Mayor of Hertsmere
- In office 5 October 2015 – 14 September 2020

Personal details
- Born: 25 May 1962 Laguna, Philippines
- Died: 14 September 2020 (aged 58) London, England
- Party: Conservative
- Education: Adamson University

= Cynthia Barker =

Filipino politician (1962–2020)

Cynthia Barker (25 May 1962 – 14 September 2020) was a Filipino-born British politician who served as mayor of Hertsmere, England until her death.

She served as town councillor for Elstree and Borehamwood and borough councillor for Potters Bar from May 2015 to May 2019. She was re-elected to Hertsmere to represent the Borehamwood Kenilworth ward in May 2019.

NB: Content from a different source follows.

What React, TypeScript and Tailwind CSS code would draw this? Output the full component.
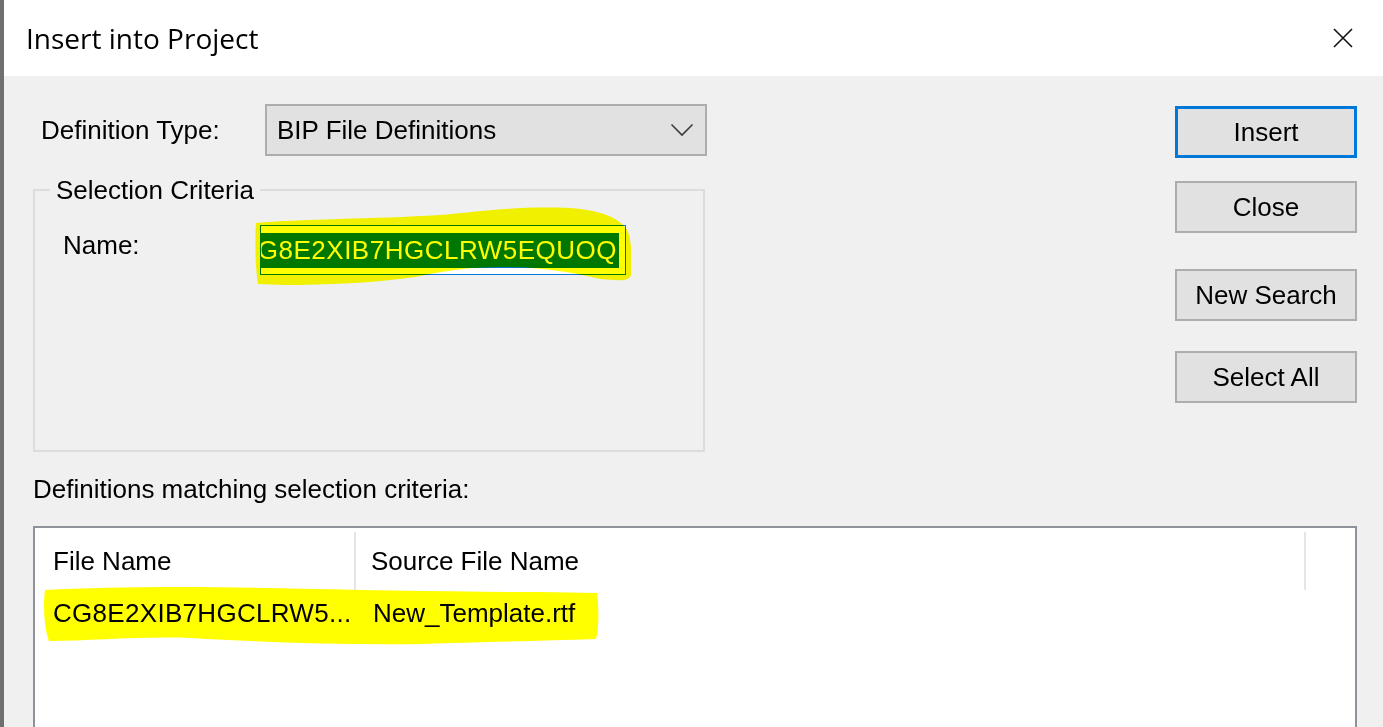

Barker was a trustee for Elstree and Borehamwood Museum, trustee for the Sixty Plus Club, school governor for St. Nicholas Church of England School, committee member of Elstree and Borehamwood NSPCC branch and a member of Rotary Club of Elstree and Borehamwood, all as voluntary roles.

Barker was born in Laguna, Philippines as Cynthia Alcantara. She studied Industrial Engineering in Adamson University.

== Death ==
Barker died on 14 September 2020, following "a bout of serious illness".